EXERCISE TASK
Output the material beneath this task exactly, images excluded.

SUPPLIED MATERIAL

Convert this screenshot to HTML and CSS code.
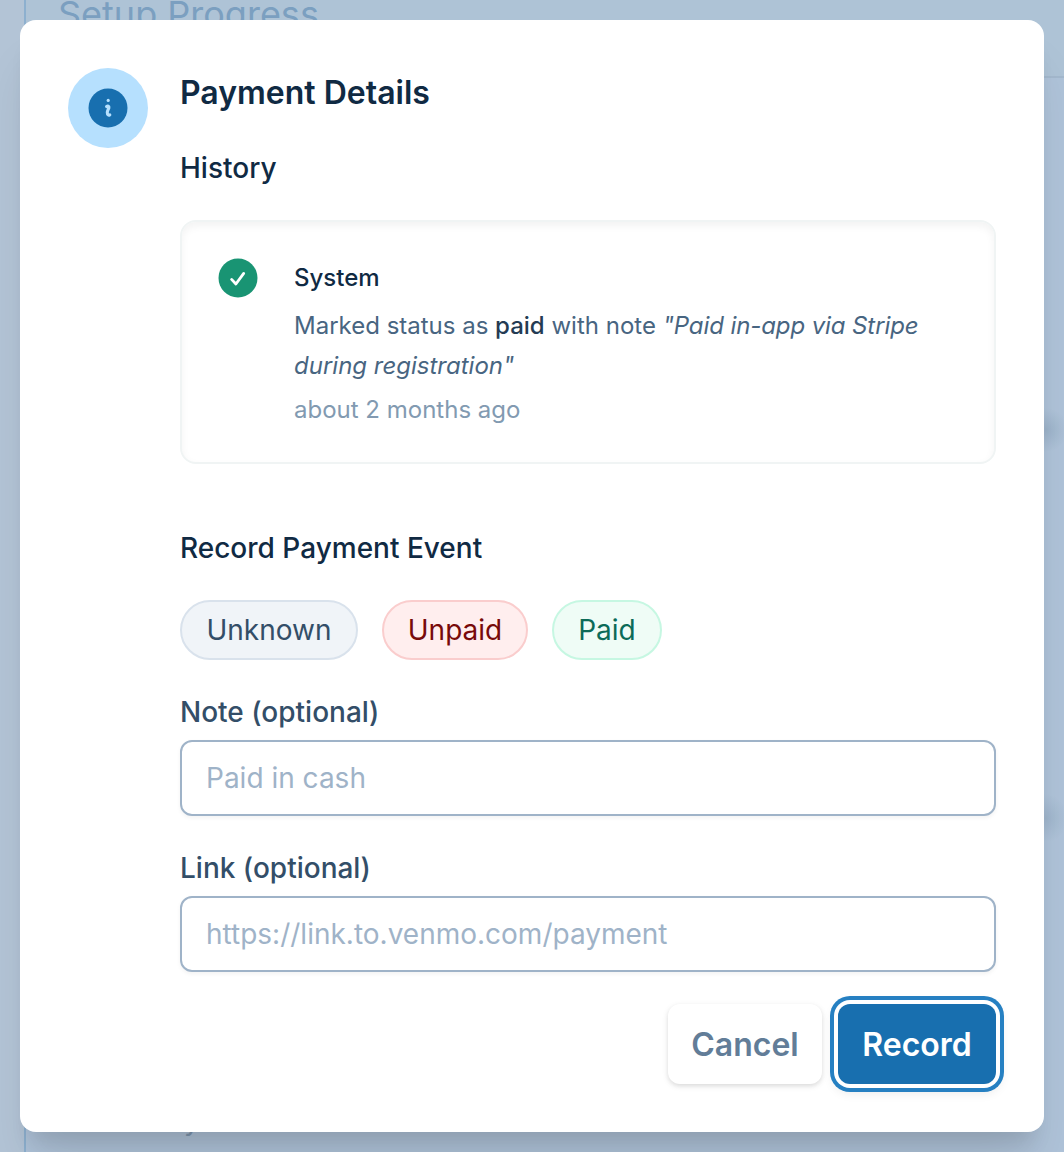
FILE: index.html
```html
<!DOCTYPE html>
<html lang="en">
<head>
<meta charset="utf-8">
<title>Payment Details</title>
<link rel="stylesheet" href="styles.css">
</head>
<body>
<div class="backdrop">
  <div class="panel">
    <div class="panel-head">Setup Progress</div>
    <div class="panel-foot">y</div>
  </div>
</div>
<main class="modal" role="dialog" aria-labelledby="title">
  <div class="badge">
    <svg width="48" height="48" viewBox="0 0 48 48" aria-hidden="true">
      <circle cx="24" cy="24" r="19.5" fill="#186faf"/>
      <circle cx="24.2" cy="16.4" r="1.6" fill="#b6e0fe"/>
      <path d="M22.6 22.6c1.2-.9 2.6-.4 2.3 1-.3 1.5-1.6 3.1-1.6 5 0 2.3 1.3 2.9 2.5 2.2" fill="none" stroke="#b6e0fe" stroke-width="3.1" stroke-linecap="round" stroke-linejoin="round"/>
    </svg>
  </div>
  <div class="content">
    <h2 class="title" id="title"><span>Payment Details</span></h2>
    <h3 class="subtitle"><span>History</span></h3>
    <section class="history">
      <svg class="check" width="40" height="40" viewBox="0 0 40 40" aria-hidden="true">
        <circle cx="20" cy="20" r="19.5" fill="#199473"/>
        <path d="M13.6 21.4l4.3 4.6 7.8-10.6" fill="none" stroke="#fff" stroke-width="2.8" stroke-linecap="round" stroke-linejoin="round"/>
      </svg>
      <div class="event">
        <div class="author"><span>System</span></div>
        <p class="message">Marked status as <strong>paid</strong> with note <em><span class="tight">"Paid in-app via Stripe</span><br>during registration"</em></p>
        <div class="time"><span>about 2 months ago</span></div>
      </div>
    </section>
    <h3 class="subtitle record-title"><span>Record Payment Event</span></h3>
    <div class="pills">
      <button class="pill unknown">Unknown</button>
      <button class="pill unpaid">Unpaid</button>
      <button class="pill paid">Paid</button>
    </div>
    <label class="label" for="note"><span>Note (optional)</span></label>
    <input class="input" id="note" placeholder="Paid in cash">
    <label class="label second" for="link"><span>Link (optional)</span></label>
    <input class="input" id="link" placeholder="https://link.to.venmo.com/payment">
    <div class="actions">
      <button class="btn cancel">Cancel</button>
      <button class="btn record">Record</button>
    </div>
  </div>
</main>
</body>
</html>
```
FILE: styles.css
```css
* { box-sizing: border-box; }
body {
  margin: 0;
  padding: 20px;
  height: 1152px;
  overflow: hidden;
  background: #b3c4d6;
  font-family: Inter, "Liberation Sans", sans-serif;
  -webkit-font-smoothing: antialiased;
}
h2, h3, p { margin: 0; }
button, input { font-family: inherit; margin: 0; }

.backdrop { position: absolute; inset: 0; overflow: hidden; }
.panel {
  display: flex;
  flex-direction: column;
  justify-content: space-between;
  height: 100%;
  margin-left: 24px;
  border-left: 2px solid #8db0cf;
  background:
    radial-gradient(ellipse 22px 22px at 1020px 430px, rgba(110,140,165,.3), transparent),
    radial-gradient(ellipse 22px 24px at 1020px 818px, rgba(110,140,165,.25), transparent),
    #afc3d9;
}
.panel-head {
  height: 78px;
  padding-left: 32px;
  border-bottom: 2px solid #a3b8cd;
  background: #aec3d6;
  color: #7b9fc0;
  font-size: 36px;
  line-height: 28px;
}
.panel-foot {
  padding: 0 0 15px 158px;
  color: #8097b0;
  font-size: 28px;
  line-height: 34px;
}

.modal {
  position: relative;
  display: flex;
  gap: 32px;
  height: 1112px;
  padding: 48px;
  border-radius: 16px;
  background: #fff;
  box-shadow: 0 40px 50px -10px rgba(0,0,0,.1), 0 20px 20px -10px rgba(0,0,0,.1);
}
.badge {
  display: flex;
  flex: none;
  align-items: center;
  justify-content: center;
  width: 80px;
  height: 80px;
  border-radius: 50%;
  background: #b6e0fe;
}
.content { flex: 1; min-width: 0; }
.title { padding-top: 1px; height: 48px; color: #102a43; font-size: 32px; font-weight: 600; line-height: 48px; }
.subtitle { margin-top: 32px; color: #102a43; font-size: 28px; font-weight: 500; line-height: 40px; }

.history {
  display: flex;
  gap: 36px;
  height: 244px;
  margin-top: 32px;
  padding: 36px;
  border: 2px solid #f0f4f4;
  border-radius: 16px;
  box-shadow: inset 0 4px 8px rgba(0,0,0,.05);
}
.check { flex: none; }
.author { color: #102a43; font-size: 24px; font-weight: 500; line-height: 40px; }
.message { margin-top: 8px; color: #486581; font-size: 24px; line-height: 40px; white-space: nowrap; }
.message strong { color: #243b53; font-weight: 550; }
.tight { letter-spacing: -.1px; }
.time { margin-top: 4px; color: #829ab1; font-size: 24px; line-height: 40px; }

.record-title { margin-top: 64px; }
.pills { display: flex; gap: 24px; margin-top: 32px; }
.pill {
  height: 60px;
  padding: 0;
  border: 2px solid;
  border-radius: 30px;
  font-size: 28px;
  line-height: 40px;
}
.unknown { width: 178px; border-color: #d9e2ec; background: #f0f4f8; color: #334e68; }
.unpaid { width: 146px; border-color: #facdcd; background: #ffeeee; color: #780a0a; }
.paid { width: 110px; border-color: #c6f7e2; background: #effcf6; color: #0c6b58; }

.label { display: block; margin-top: 32px; color: #334e68; font-size: 28px; font-weight: 500; line-height: 40px; }
.input {
  display: block;
  width: 100%;
  height: 76px;
  margin-top: 8px;
  padding: 0 24px;
  border: 2px solid #9fb3c8;
  border-radius: 12px;
  outline: none;
  background: #fff;
  box-shadow: 0 2px 4px rgba(0,0,0,.05);
  font-size: 28px;
}
.input::placeholder { color: #9fb3c8; opacity: 1; }
.actions { display: flex; justify-content: flex-end; gap: 16px; margin-top: 32px; }
.btn { height: 80px; border: 0; border-radius: 12px; padding: 0; font-size: 32px; font-weight: 600; }
.cancel { width: 154px; background: #fff; color: #627d98; box-shadow: 0 2px 6px rgba(0,0,0,.1), 0 2px 4px rgba(0,0,0,.06); }
.record {
  width: 158px;
  background: #186faf;
  color: #fff;
  box-shadow: 0 0 0 4px #fff, 0 0 0 8px #2680c2, 0 4px 12px 4px rgba(0,0,0,.1);
}
```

THE RESPONSE
Convert this screenshot to HTML and CSS code.
FILE: index.html
```html
<!DOCTYPE html>
<html lang="en">
<head>
<meta charset="utf-8">
<title>Payment Details</title>
<link rel="stylesheet" href="styles.css">
</head>
<body>
<div class="backdrop">
  <div class="panel">
    <div class="panel-head">Setup Progress</div>
    <div class="panel-foot">y</div>
  </div>
</div>
<main class="modal" role="dialog" aria-labelledby="title">
  <div class="badge">
    <svg width="48" height="48" viewBox="0 0 48 48" aria-hidden="true">
      <circle cx="24" cy="24" r="19.5" fill="#186faf"/>
      <circle cx="24.2" cy="16.4" r="1.6" fill="#b6e0fe"/>
      <path d="M22.6 22.6c1.2-.9 2.6-.4 2.3 1-.3 1.5-1.6 3.1-1.6 5 0 2.3 1.3 2.9 2.5 2.2" fill="none" stroke="#b6e0fe" stroke-width="3.1" stroke-linecap="round" stroke-linejoin="round"/>
    </svg>
  </div>
  <div class="content">
    <h2 class="title" id="title"><span>Payment Details</span></h2>
    <h3 class="subtitle"><span>History</span></h3>
    <section class="history">
      <svg class="check" width="40" height="40" viewBox="0 0 40 40" aria-hidden="true">
        <circle cx="20" cy="20" r="19.5" fill="#199473"/>
        <path d="M13.6 21.4l4.3 4.6 7.8-10.6" fill="none" stroke="#fff" stroke-width="2.8" stroke-linecap="round" stroke-linejoin="round"/>
      </svg>
      <div class="event">
        <div class="author"><span>System</span></div>
        <p class="message">Marked status as <strong>paid</strong> with note <em><span class="tight">"Paid in-app via Stripe</span><br>during registration"</em></p>
        <div class="time"><span>about 2 months ago</span></div>
      </div>
    </section>
    <h3 class="subtitle record-title"><span>Record Payment Event</span></h3>
    <div class="pills">
      <button class="pill unknown">Unknown</button>
      <button class="pill unpaid">Unpaid</button>
      <button class="pill paid">Paid</button>
    </div>
    <label class="label" for="note"><span>Note (optional)</span></label>
    <input class="input" id="note" placeholder="Paid in cash">
    <label class="label second" for="link"><span>Link (optional)</span></label>
    <input class="input" id="link" placeholder="https://link.to.venmo.com/payment">
    <div class="actions">
      <button class="btn cancel">Cancel</button>
      <button class="btn record">Record</button>
    </div>
  </div>
</main>
</body>
</html>
```
FILE: styles.css
```css
* { box-sizing: border-box; }
body {
  margin: 0;
  padding: 20px;
  height: 1152px;
  overflow: hidden;
  background: #b3c4d6;
  font-family: Inter, "Liberation Sans", sans-serif;
  -webkit-font-smoothing: antialiased;
}
h2, h3, p { margin: 0; }
button, input { font-family: inherit; margin: 0; }

.backdrop { position: absolute; inset: 0; overflow: hidden; }
.panel {
  display: flex;
  flex-direction: column;
  justify-content: space-between;
  height: 100%;
  margin-left: 24px;
  border-left: 2px solid #8db0cf;
  background:
    radial-gradient(ellipse 22px 22px at 1020px 430px, rgba(110,140,165,.3), transparent),
    radial-gradient(ellipse 22px 24px at 1020px 818px, rgba(110,140,165,.25), transparent),
    #afc3d9;
}
.panel-head {
  height: 78px;
  padding-left: 32px;
  border-bottom: 2px solid #a3b8cd;
  background: #aec3d6;
  color: #7b9fc0;
  font-size: 36px;
  line-height: 28px;
}
.panel-foot {
  padding: 0 0 15px 158px;
  color: #8097b0;
  font-size: 28px;
  line-height: 34px;
}

.modal {
  position: relative;
  display: flex;
  gap: 32px;
  height: 1112px;
  padding: 48px;
  border-radius: 16px;
  background: #fff;
  box-shadow: 0 40px 50px -10px rgba(0,0,0,.1), 0 20px 20px -10px rgba(0,0,0,.1);
}
.badge {
  display: flex;
  flex: none;
  align-items: center;
  justify-content: center;
  width: 80px;
  height: 80px;
  border-radius: 50%;
  background: #b6e0fe;
}
.content { flex: 1; min-width: 0; }
.title { padding-top: 1px; height: 48px; color: #102a43; font-size: 32px; font-weight: 600; line-height: 48px; }
.subtitle { margin-top: 32px; color: #102a43; font-size: 28px; font-weight: 500; line-height: 40px; }

.history {
  display: flex;
  gap: 36px;
  height: 244px;
  margin-top: 32px;
  padding: 36px;
  border: 2px solid #f0f4f4;
  border-radius: 16px;
  box-shadow: inset 0 4px 8px rgba(0,0,0,.05);
}
.check { flex: none; }
.author { color: #102a43; font-size: 24px; font-weight: 500; line-height: 40px; }
.message { margin-top: 8px; color: #486581; font-size: 24px; line-height: 40px; white-space: nowrap; }
.message strong { color: #243b53; font-weight: 550; }
.tight { letter-spacing: -.1px; }
.time { margin-top: 4px; color: #829ab1; font-size: 24px; line-height: 40px; }

.record-title { margin-top: 64px; }
.pills { display: flex; gap: 24px; margin-top: 32px; }
.pill {
  height: 60px;
  padding: 0;
  border: 2px solid;
  border-radius: 30px;
  font-size: 28px;
  line-height: 40px;
}
.unknown { width: 178px; border-color: #d9e2ec; background: #f0f4f8; color: #334e68; }
.unpaid { width: 146px; border-color: #facdcd; background: #ffeeee; color: #780a0a; }
.paid { width: 110px; border-color: #c6f7e2; background: #effcf6; color: #0c6b58; }

.label { display: block; margin-top: 32px; color: #334e68; font-size: 28px; font-weight: 500; line-height: 40px; }
.input {
  display: block;
  width: 100%;
  height: 76px;
  margin-top: 8px;
  padding: 0 24px;
  border: 2px solid #9fb3c8;
  border-radius: 12px;
  outline: none;
  background: #fff;
  box-shadow: 0 2px 4px rgba(0,0,0,.05);
  font-size: 28px;
}
.input::placeholder { color: #9fb3c8; opacity: 1; }
.actions { display: flex; justify-content: flex-end; gap: 16px; margin-top: 32px; }
.btn { height: 80px; border: 0; border-radius: 12px; padding: 0; font-size: 32px; font-weight: 600; }
.cancel { width: 154px; background: #fff; color: #627d98; box-shadow: 0 2px 6px rgba(0,0,0,.1), 0 2px 4px rgba(0,0,0,.06); }
.record {
  width: 158px;
  background: #186faf;
  color: #fff;
  box-shadow: 0 0 0 4px #fff, 0 0 0 8px #2680c2, 0 4px 12px 4px rgba(0,0,0,.1);
}
```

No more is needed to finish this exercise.